We note that after the delisting of the company's GDRs from the LSE and AIX stock exchanges, the share price fell by 36% from mid-June to the current moment.

Previously, we have repeatedly noted the overvaluation of the company's shares and recommended their sale. Taking into account the significant drop of the price below our Price target, we consider the current moment attractive to buy the company's shares and raise our recommendation on Kcell shares from Sell to Buy.

We expect an increase in dividends by 18.4% yoy. At the end of 2020, Kcell paid dividends in the amount of 17.6 mn tenge or 87.89 tenge/share, which is almost 2 times more than in the previous year. The payments amounted to 100% of the consolidated net profit for 2020.

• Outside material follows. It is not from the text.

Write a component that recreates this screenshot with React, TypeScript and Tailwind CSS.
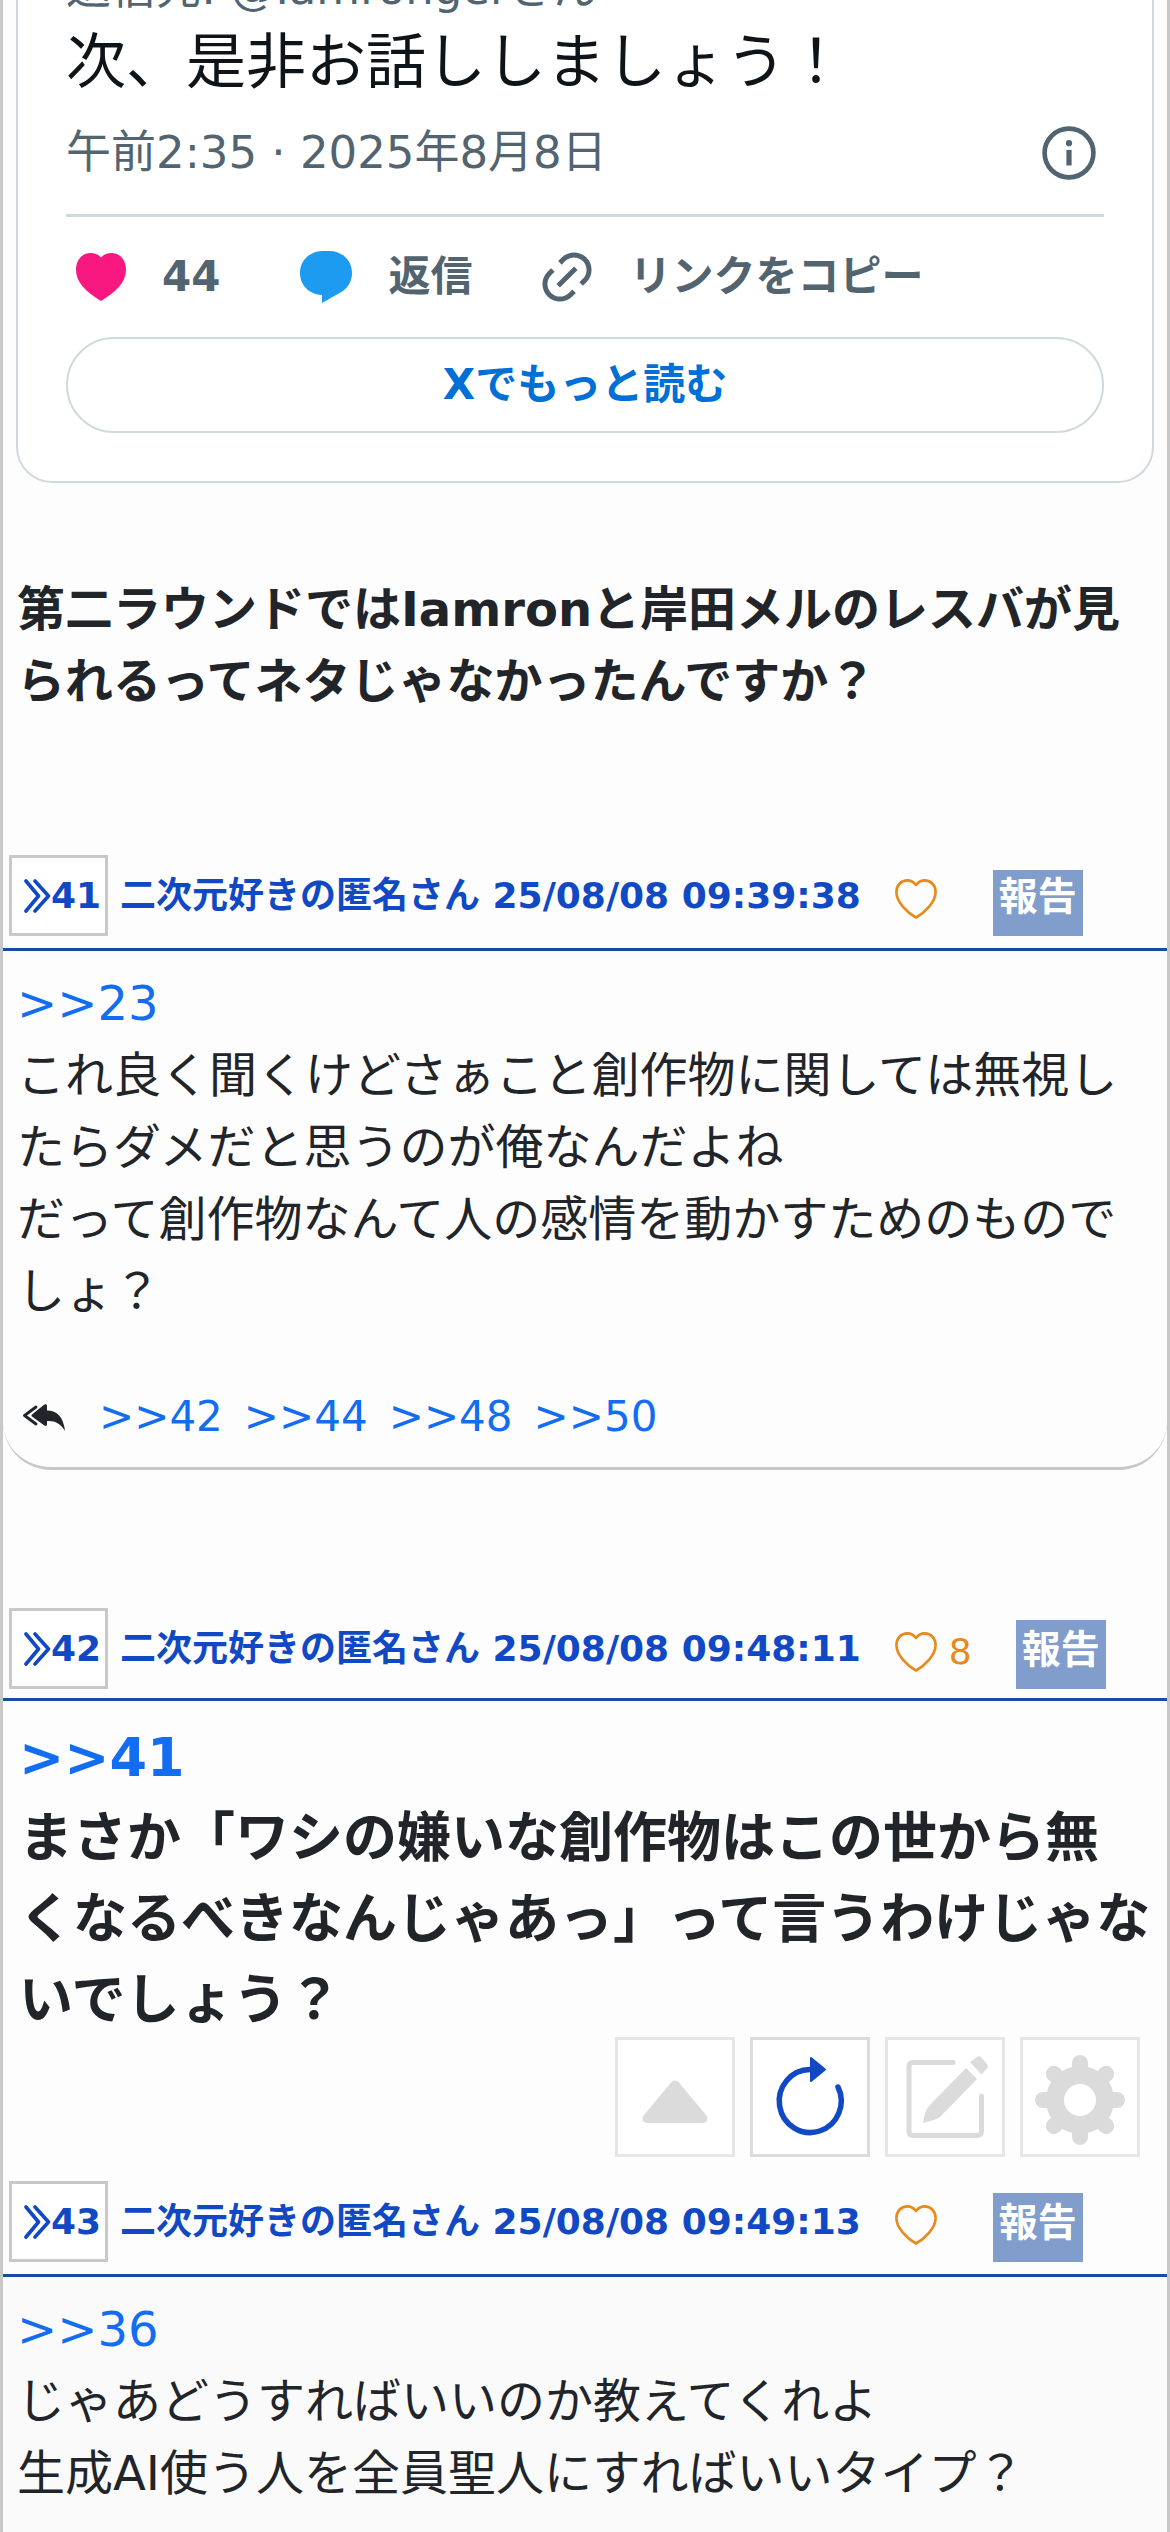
import React from "react";

function AngleDouble() {
  return (
    <svg viewBox="0 0 27 34" className="h-[34px] w-[27px] shrink-0" fill="none" stroke="currentColor" strokeWidth="3.600" strokeLinecap="round" strokeLinejoin="round" aria-hidden="true">
      <path d="M2 2 14.500 17 2 32M11 2 24.500 17 11 32" />
    </svg>
  );
}

function HeartOutline() {
  return (
    <svg viewBox="0 0 42 40" className="h-10 w-[42px] shrink-0" fill="none" stroke="currentColor" strokeWidth="2.600" strokeLinejoin="round" aria-hidden="true">
      <path d="M21 6C18.500 3 15.500 1.400 12.500 1.400C6 1.400 1.400 6.500 1.400 13C1.400 23 12 33.500 21 38.500C30 33.500 40.600 23 40.600 13C40.600 6.500 36 1.400 29.500 1.400C26.500 1.400 23.500 3 21 6Z" />
    </svg>
  );
}

type PostHeaderProps = { no: number; time: string; likes?: number; tight?: boolean; tall?: boolean };

function PostHeader({ no, time, likes, tight, tall }: PostHeaderProps) {
  return (
    <header className={`flex items-center border-b-[3px] border-[#174ba8] pl-1.5 text-4xl ${tight ? "pb-[9px]" : "pb-3"}`}>
      <button type="button" className="flex h-[81px] w-[99px] shrink-0 items-center border-[3px] border-[#c8c8c8] bg-white pl-3 font-bold text-[#1149c4]">
        <AngleDouble />
        {no}
      </button>
      <h2 className="ml-3 shrink-0 whitespace-nowrap font-bold text-[#1149c4]">二次元好きの匿名さん 25/08/08 {time}</h2>
      <button type="button" aria-label="いいね" className="ml-[34px] mt-1.5 flex shrink-0 items-center gap-3 text-[#e8891a]">
        <HeartOutline />
        {likes}
      </button>
      <button
        type="button"
        className={`w-[90px] shrink-0 self-end bg-[#809dcc] text-center text-[39px] font-bold text-white ${tall ? "h-[69px] pb-[9px] leading-[60px]" : "h-[66px] pb-3 leading-[54px]"} ${likes ? "ml-11" : "ml-14"}`}
      >
        報告
      </button>
    </header>
  );
}

function Anchor({ no }: { no: number }) {
  return (
    <a href={`#res${no}`} className="text-[#126df0]">
      &gt;&gt;{no}
    </a>
  );
}

function TweetCard() {
  return (
    <section className="mx-[13px] rounded-b-[36px] border-2 border-t-0 border-[#cfd9de] bg-white px-12 pb-12 text-[#536471]">
      <div className="flex h-4 items-end">
        <p className="text-[45px]/[54px]">返信先: @Iamrongerさん</p>
      </div>
      <p className="text-[60px]/[92px] text-[#0f1419]">次、是非お話ししましょう！</p>
      <div className="flex h-[90px] items-center justify-between pr-2">
        <p className="text-[45px]/[60px]">午前2:35 · 2025年8月8日</p>
        <button type="button" aria-label="情報">
          <svg viewBox="0 0 52 52" className="size-[54px]" fill="none" aria-hidden="true">
            <circle cx="26" cy="26" r="23.500" stroke="currentColor" strokeWidth="4.500" />
            <circle cx="26" cy="16.500" r="3" fill="currentColor" />
            <path d="M26 23v15" stroke="currentColor" strokeWidth="5" />
          </svg>
        </button>
      </div>
      <div className="mt-4 flex h-[123px] items-center border-t-[3px] border-[#cfd9de] pl-2.5 text-[42px] font-bold">
        <button type="button" className="flex items-center gap-9">
          <svg viewBox="0 0 50 48" className="h-12 w-[50px]" fill="#f91880" aria-hidden="true">
            <path d="M25 48C10 39 0 29 0 17C0 6.500 6.500 0 14.500 0C19 0 22.500 1.500 25 4.500C27.500 1.500 31 0 35.500 0C43.500 0 50 6.500 50 17C50 29 40 39 25 48Z" />
          </svg>
          44
        </button>
        <button type="button" className="ml-20 flex items-center gap-9">
          <svg viewBox="0 0 52 52" className="size-[52px]" fill="#1d9bf0" aria-hidden="true">
            <path d="M23 0H29C42.500 0 52 9.500 52 22C52 30 48.500 35.500 43 40L22 52V44C9 43.500 0 34 0 22C0 9.500 9.500 0 23 0Z" />
          </svg>
          返信
        </button>
        <button type="button" className="ml-[69px] flex items-center gap-9">
          <svg viewBox="1.600 1.600 20.800 20.800" className="size-[52px]" fill="currentColor" aria-hidden="true">
            <path d="M18.360 5.640c-1.950-1.960-5.110-1.960-7.070 0L9.880 7.050 8.460 5.640l1.420-1.420c2.730-2.730 7.160-2.730 9.900 0 2.730 2.740 2.730 7.170 0 9.900l-1.420 1.420-1.410-1.420 1.410-1.410c1.960-1.960 1.960-5.120 0-7.070zm-2.120 3.530l-7.070 7.070-1.410-1.410 7.070-7.070 1.410 1.410zm-12.020.710l1.420-1.420 1.410 1.420-1.410 1.410c-1.960 1.960-1.960 5.120 0 7.070 1.950 1.960 5.110 1.960 7.070 0l1.410-1.410 1.420 1.410-1.420 1.420c-2.730 2.730-7.160 2.730-9.900 0-2.730-2.740-2.730-7.170 0-9.900z" />
          </svg>
          リンクをコピー
        </button>
      </div>
      <a href="#more" className="flex h-24 items-center justify-center rounded-full border-2 border-[#cfd9de] text-[42px] font-bold text-[#006fd6]">
        Xでもっと読む
      </a>
    </section>
  );
}

function ReplyAll() {
  return (
    <svg viewBox="0 0 42 27" className="h-[27px] w-[42px] shrink-0" fill="#212529" aria-hidden="true">
      <path d="M13 3 1.500 11.500 13 20" fill="none" stroke="#212529" strokeWidth="2.800" strokeLinecap="round" strokeLinejoin="round" />
      <path d="M9 10.500 21 .8C22.800-.3 24 .3 24 2V6.500C34 6.500 40.500 13 42 27C37.500 19.500 32 16.500 24 17V20C24 22 22.800 22.500 21 21.300L9 12.500Q8 11.500 9 10.500Z" />
    </svg>
  );
}

const gearTeeth = [0, 45, 90, 135, 180, 225, 270, 315];

function Tool({ label, active, children }: { label: string; active?: boolean; children: React.ReactNode }) {
  return (
    <button type="button" aria-label={label} className={`size-[120px] border-[3px] bg-white ${active ? "border-[#dcdcdc] text-[#1149c4]" : "border-[#e6e6e6] text-[#dbdbdb]"}`}>
      <svg viewBox="0 0 114 114" className="size-full" fill="none" aria-hidden="true">
        {children}
      </svg>
    </button>
  );
}

export default function App() {
  return (
    <main className="relative h-screen overflow-hidden border-x-[3px] border-[#c8c8c8] bg-[#fdfdfd] font-['DejaVu_Sans','Noto_Sans_CJK_JP',sans-serif] text-5xl/[72px] text-[#212529]" lang="ja">
      <article>
        <TweetCard />
        <p className="px-3.5 pt-[90px] font-bold">第二ラウンドではIamronと岸田メルのレスバが見られるってネタじゃなかったんですか？</p>
      </article>

      <article className="mt-[138px] rounded-b-[48px] border-b-[3px] border-[#c8c8c8]">
        <PostHeader no={41} time="09:39:38" />
        <div className="px-3.5 pt-4">
          <p>
            <Anchor no={23} />
            <br />
            これ良く聞くけどさぁこと創作物に関しては無視したらダメだと思うのが俺なんだよね
            <br />
            だって創作物なんて人の感情を動かすためのものでしょ？
          </p>
          <div className="flex items-center pb-4 pl-1.5 pt-14 text-[42px]/[68px]">
            <ReplyAll />
            <nav className="ml-[34px] flex gap-[21px]">
              <Anchor no={42} />
              <Anchor no={44} />
              <Anchor no={48} />
              <Anchor no={50} />
            </nav>
          </div>
        </div>
      </article>

      <article className="mt-[138px]">
        <PostHeader no={42} time="09:48:11" likes={8} tight tall />
        <p className="pl-4 pt-4 text-[54px]/[81px] font-bold">
          <Anchor no={41} />
          <br />
          まさか「ワシの嫌いな創作物はこの世から無
          <br />
          くなるべきなんじゃあっ」って言うわけじゃな
          <br />
          いでしょう？
        </p>
      </article>

      <article className="mt-[140px]">
        <PostHeader no={43} time="09:49:13" tall />
        <p className="bg-[#fafafa] px-3.5 pb-10 pt-4">
          <Anchor no={36} />
          <br />
          じゃあどうすればいいのか教えてくれよ
          <br />
          生成AI使う人を全員聖人にすればいいタイプ？
        </p>
      </article>

      <nav className="fixed bottom-[375px] right-[30px] flex gap-[15px]">
        <Tool label="上へ">
          <path d="M57 45 85 78.500H29Z" fill="currentColor" stroke="currentColor" strokeWidth="9" strokeLinejoin="round" />
        </Tool>
        <Tool label="更新" active>
          <path d="M57 29.500A31 31.500 0 1 0 85 47" stroke="currentColor" strokeWidth="5.500" strokeLinecap="round" />
          <path d="M58 18 72 29.500 58 41Z" fill="currentColor" stroke="currentColor" strokeWidth="2" strokeLinejoin="round" />
        </Tool>
        <Tool label="書き込む">
          <path d="M65 22.500H25Q21 22.500 21 27V91Q21 95.500 25 95.500H89Q93.500 95.500 93.500 91V56" stroke="currentColor" strokeWidth="5" strokeLinecap="round" />
          <path d="M78 28 89 39 52 77Q48 80 35 83Q37 70 41 66ZM82 22 89 17Q91 15.500 93 17L99 24Q101 27 98.500 29L93.500 34.500Z" fill="currentColor" />
        </Tool>
        <Tool label="設定">
          <g stroke="currentColor">
            <circle cx="57" cy="60" r="25" strokeWidth="18" />
            {gearTeeth.map((a) => (
              <path key={a} d="M57 26V23" strokeWidth="16" strokeLinecap="round" transform={`rotate(${a} 57 60)`} />
            ))}
          </g>
        </Tool>
      </nav>
    </main>
  );
}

According to the company information, by the end of 2021, dividends at the level of 100% of the net profit are unlikely. However, taking into account the expected significant growth in net profit in 2021 and the historical level of dividend payment at the level of 70% of net profit, the dividends, according to our forecasts, will amount to 104.0 tenge/share, an increase of 18.4% yoy. The dividend yield will be about 6%.